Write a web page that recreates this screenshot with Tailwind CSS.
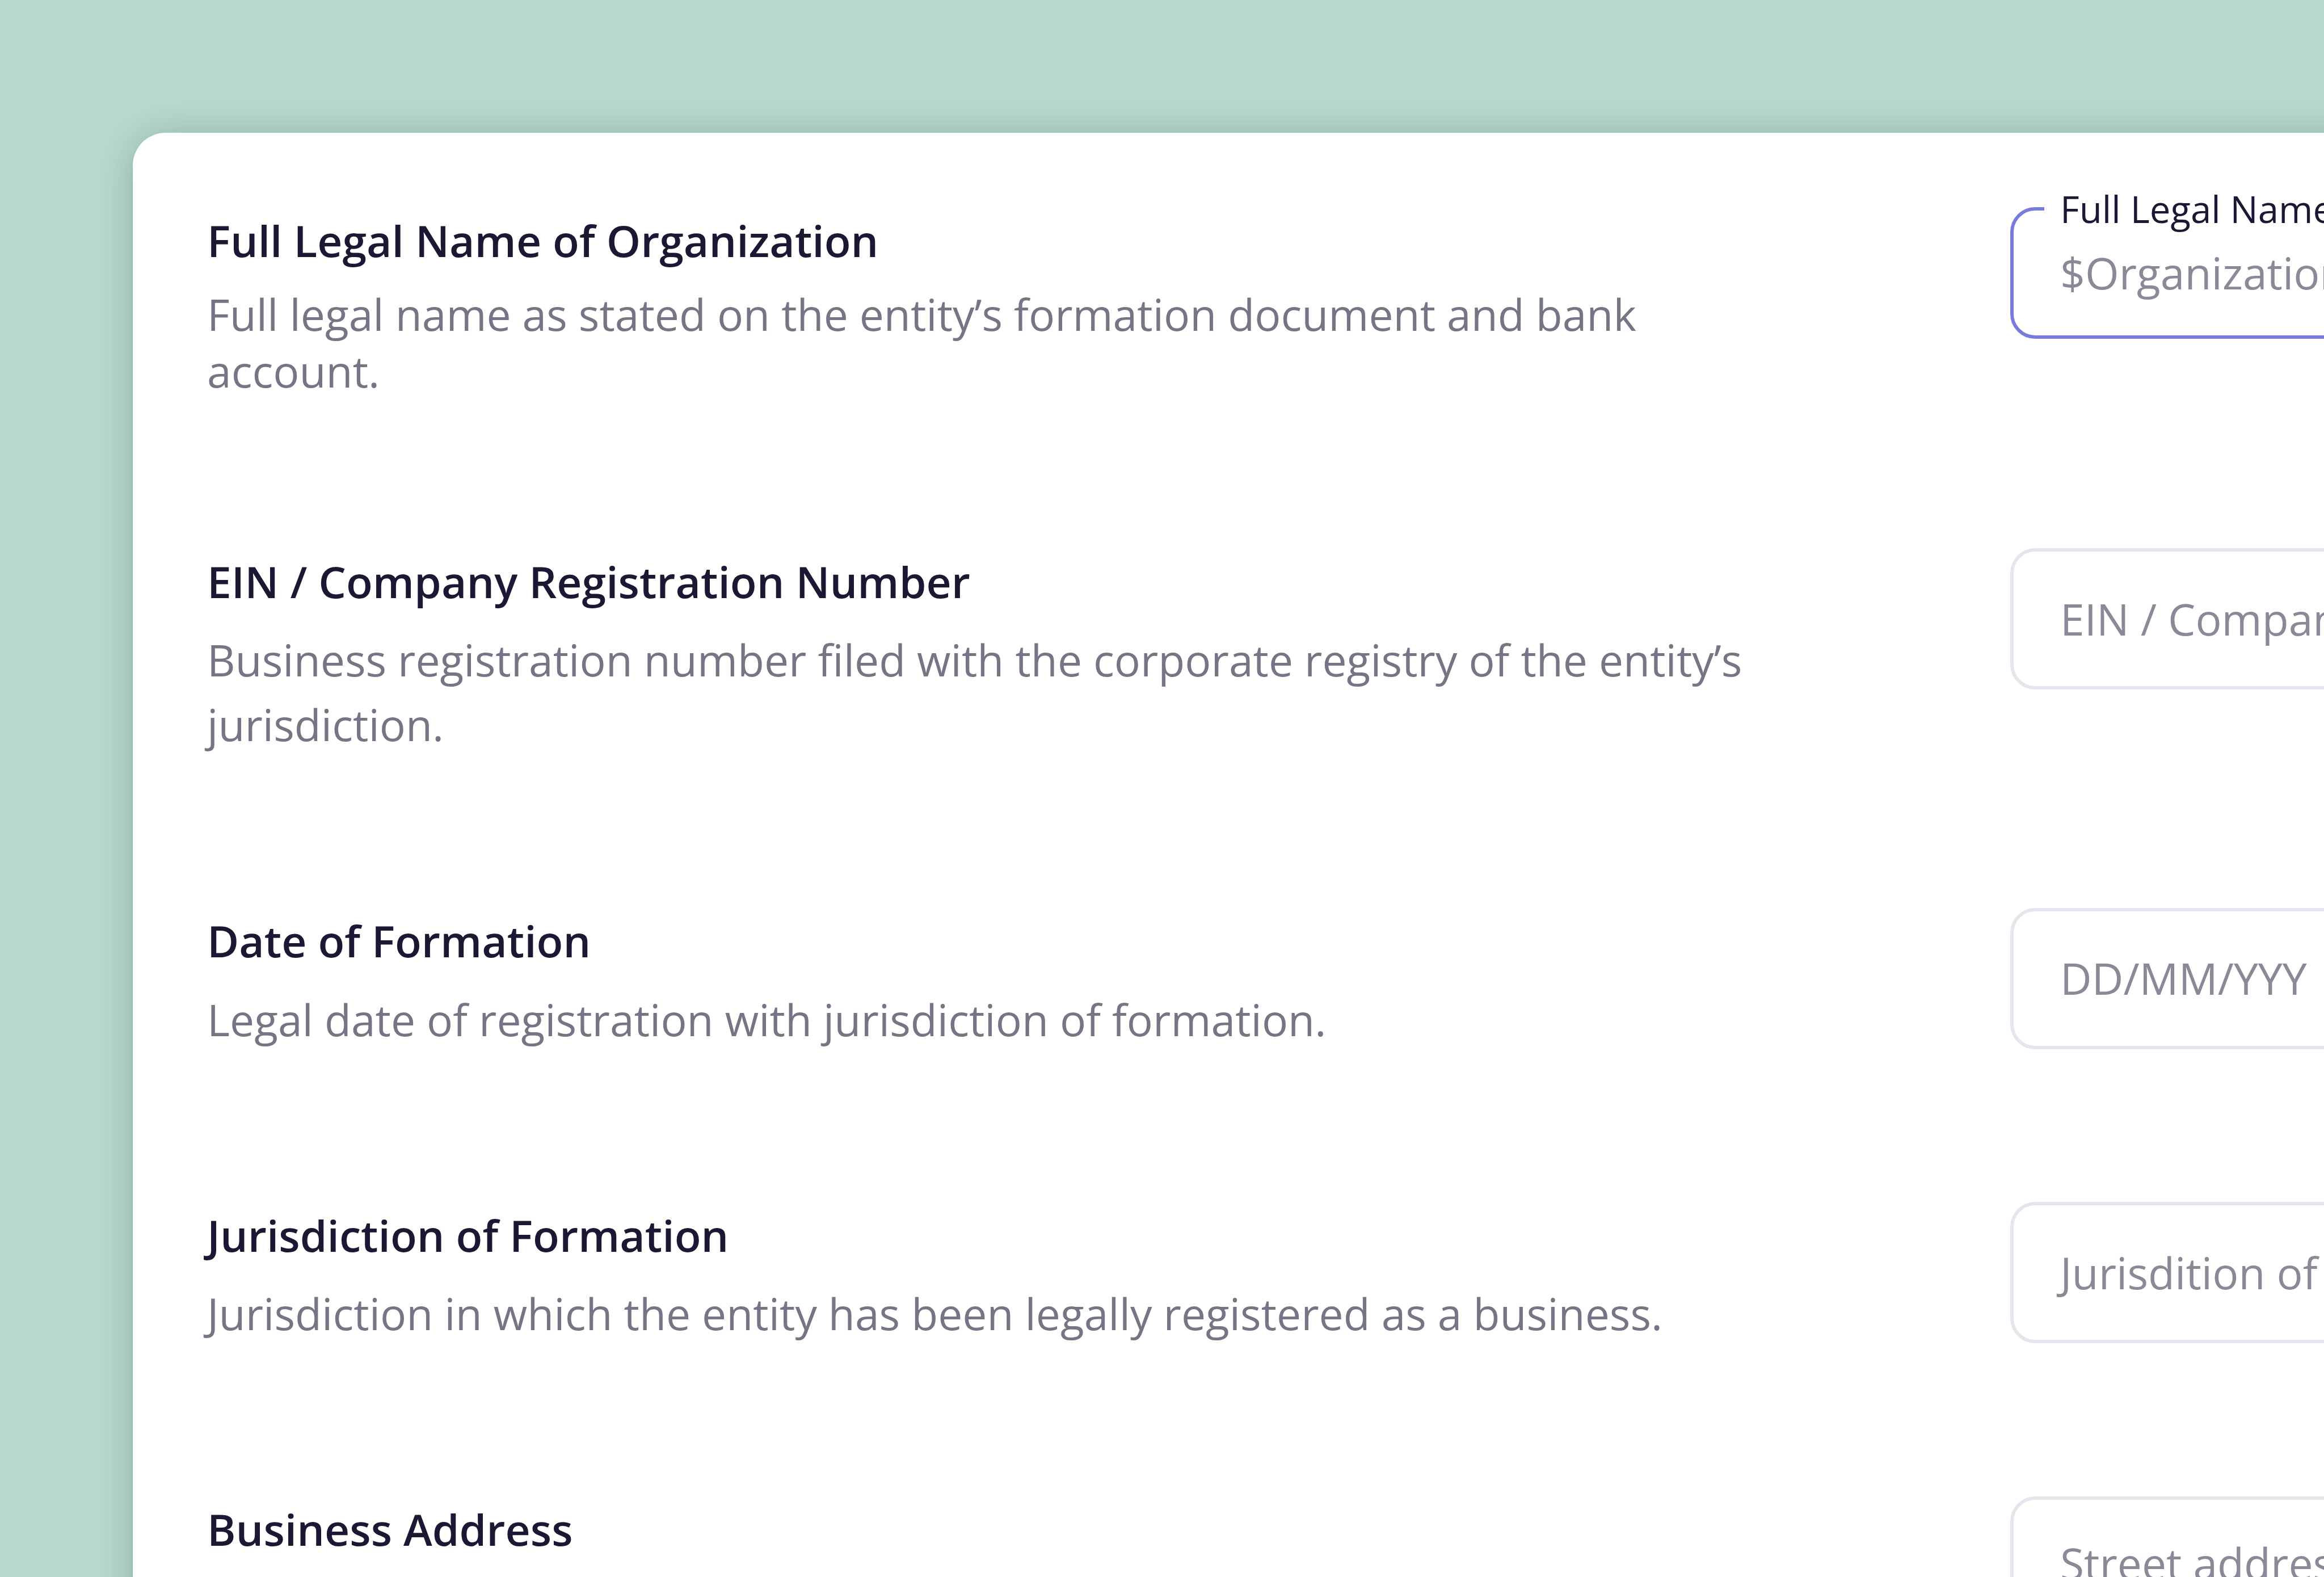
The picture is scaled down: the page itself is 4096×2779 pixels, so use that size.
<!DOCTYPE html>
<html lang="en">
<head>
  <meta charset="UTF-8">
  <title>Organization details</title>
  <script src="https://cdn.jsdelivr.net/npm/@tailwindcss/browser@4"></script>
</head>
<body class="bg-[#b7dbd1] font-['Open_Sans',sans-serif]">
  <div class="w-[4096px] h-[2779px] overflow-hidden pl-[234px] pt-[234px]">
    <main class="w-[5000px] h-[3400px] rounded-[57.6px] bg-white pl-[131px] pt-[131.3px] shadow-[0_5px_5px_rgba(0,0,0,0.1),0_5px_72px_rgba(0,0,0,0.22)] text-[76.8px] leading-[115.2px]">

      <!-- Legal name -->
      <section class="flex items-start h-[600.9px]">
        <div class="w-[3178px] pt-[0.7px]">
          <h2 class="font-semibold text-[#1a1833]">Full Legal Name of Organization</h2>
          <p class="mt-[22.6px] leading-[100px] text-[#777585]">Full legal name as stated on the entity’s formation document and bank<br>account.</p>
        </div>
        <div class="relative w-[1400px] h-[231.5px] rounded-[44px] border-[6px] border-[#777bdb] pl-[82px] pt-[52px]">
          <label class="absolute left-[54px] -top-[51.5px] bg-white px-[28px] text-[65.3px] leading-[96px] text-[#1a1833]">Full Legal Name of Organization</label>
          <span class="block text-[#8b8998]">$OrganizationName</span>
        </div>
      </section>

      <!-- EIN -->
      <section class="flex items-start h-[633.6px]">
        <div class="w-[3178px] pt-[0.7px]">
          <h2 class="font-semibold text-[#1a1833]">EIN / Company Registration Number</h2>
          <p class="mt-[23.8px] leading-[114.3px] text-[#777585]">Business registration number filed with the corporate registry of the entity’s<br>jurisdiction.</p>
        </div>
        <div class="w-[1400px] h-[248.8px] rounded-[44px] border-[6px] border-[#e3e6ec] pl-[82px] pt-[60.6px] text-[#8b8998]">EIN / Company</div>
      </section>

      <!-- Date of formation -->
      <section class="flex items-start h-[518.4px]">
        <div class="w-[3178px] pt-[0.7px]">
          <h2 class="font-semibold text-[#1a1833]">Date of Formation</h2>
          <p class="mt-[23.3px] text-[#777585]">Legal date of registration with jurisdiction of formation.</p>
        </div>
        <div class="w-[1400px] h-[248.8px] rounded-[44px] border-[6px] border-[#e3e6ec] pl-[82px] pt-[60.6px] text-[#8b8998]">DD/MM/YYY</div>
      </section>

      <!-- Jurisdiction -->
      <section class="flex items-start h-[518.4px]">
        <div class="w-[3178px] pt-[0.7px]">
          <h2 class="font-semibold text-[#1a1833]">Jurisdiction of Formation</h2>
          <p class="mt-[23.3px] text-[#777585]">Jurisdiction in which the entity has been legally registered as a business.</p>
        </div>
        <div class="w-[1400px] h-[248.8px] rounded-[44px] border-[6px] border-[#e3e6ec] pl-[82px] pt-[60.6px] text-[#8b8998]">Jurisdition of</div>
      </section>

      <!-- Address -->
      <section class="flex items-start">
        <div class="w-[3178px] pt-[0.7px]">
          <h2 class="font-semibold text-[#1a1833]">Business Address</h2>
        </div>
        <div class="w-[1400px] h-[248.8px] rounded-[44px] border-[6px] border-[#e3e6ec] pl-[82px] pt-[54.5px] text-[#8b8998]">Street address</div>
      </section>

    </main>
  </div>
</body>
</html>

==*==

- [Your instructions]:
Reproduce the listing above exactly, excluding all pictures.

- [Solved problem]:
Write a web page that recreates this screenshot with Tailwind CSS.
The picture is scaled down: the page itself is 4096×2779 pixels, so use that size.
<!DOCTYPE html>
<html lang="en">
<head>
  <meta charset="UTF-8">
  <title>Organization details</title>
  <script src="https://cdn.jsdelivr.net/npm/@tailwindcss/browser@4"></script>
</head>
<body class="bg-[#b7dbd1] font-['Open_Sans',sans-serif]">
  <div class="w-[4096px] h-[2779px] overflow-hidden pl-[234px] pt-[234px]">
    <main class="w-[5000px] h-[3400px] rounded-[57.6px] bg-white pl-[131px] pt-[131.3px] shadow-[0_5px_5px_rgba(0,0,0,0.1),0_5px_72px_rgba(0,0,0,0.22)] text-[76.8px] leading-[115.2px]">

      <!-- Legal name -->
      <section class="flex items-start h-[600.9px]">
        <div class="w-[3178px] pt-[0.7px]">
          <h2 class="font-semibold text-[#1a1833]">Full Legal Name of Organization</h2>
          <p class="mt-[22.6px] leading-[100px] text-[#777585]">Full legal name as stated on the entity’s formation document and bank<br>account.</p>
        </div>
        <div class="relative w-[1400px] h-[231.5px] rounded-[44px] border-[6px] border-[#777bdb] pl-[82px] pt-[52px]">
          <label class="absolute left-[54px] -top-[51.5px] bg-white px-[28px] text-[65.3px] leading-[96px] text-[#1a1833]">Full Legal Name of Organization</label>
          <span class="block text-[#8b8998]">$OrganizationName</span>
        </div>
      </section>

      <!-- EIN -->
      <section class="flex items-start h-[633.6px]">
        <div class="w-[3178px] pt-[0.7px]">
          <h2 class="font-semibold text-[#1a1833]">EIN / Company Registration Number</h2>
          <p class="mt-[23.8px] leading-[114.3px] text-[#777585]">Business registration number filed with the corporate registry of the entity’s<br>jurisdiction.</p>
        </div>
        <div class="w-[1400px] h-[248.8px] rounded-[44px] border-[6px] border-[#e3e6ec] pl-[82px] pt-[60.6px] text-[#8b8998]">EIN / Company</div>
      </section>

      <!-- Date of formation -->
      <section class="flex items-start h-[518.4px]">
        <div class="w-[3178px] pt-[0.7px]">
          <h2 class="font-semibold text-[#1a1833]">Date of Formation</h2>
          <p class="mt-[23.3px] text-[#777585]">Legal date of registration with jurisdiction of formation.</p>
        </div>
        <div class="w-[1400px] h-[248.8px] rounded-[44px] border-[6px] border-[#e3e6ec] pl-[82px] pt-[60.6px] text-[#8b8998]">DD/MM/YYY</div>
      </section>

      <!-- Jurisdiction -->
      <section class="flex items-start h-[518.4px]">
        <div class="w-[3178px] pt-[0.7px]">
          <h2 class="font-semibold text-[#1a1833]">Jurisdiction of Formation</h2>
          <p class="mt-[23.3px] text-[#777585]">Jurisdiction in which the entity has been legally registered as a business.</p>
        </div>
        <div class="w-[1400px] h-[248.8px] rounded-[44px] border-[6px] border-[#e3e6ec] pl-[82px] pt-[60.6px] text-[#8b8998]">Jurisdition of</div>
      </section>

      <!-- Address -->
      <section class="flex items-start">
        <div class="w-[3178px] pt-[0.7px]">
          <h2 class="font-semibold text-[#1a1833]">Business Address</h2>
        </div>
        <div class="w-[1400px] h-[248.8px] rounded-[44px] border-[6px] border-[#e3e6ec] pl-[82px] pt-[54.5px] text-[#8b8998]">Street address</div>
      </section>

    </main>
  </div>
</body>
</html>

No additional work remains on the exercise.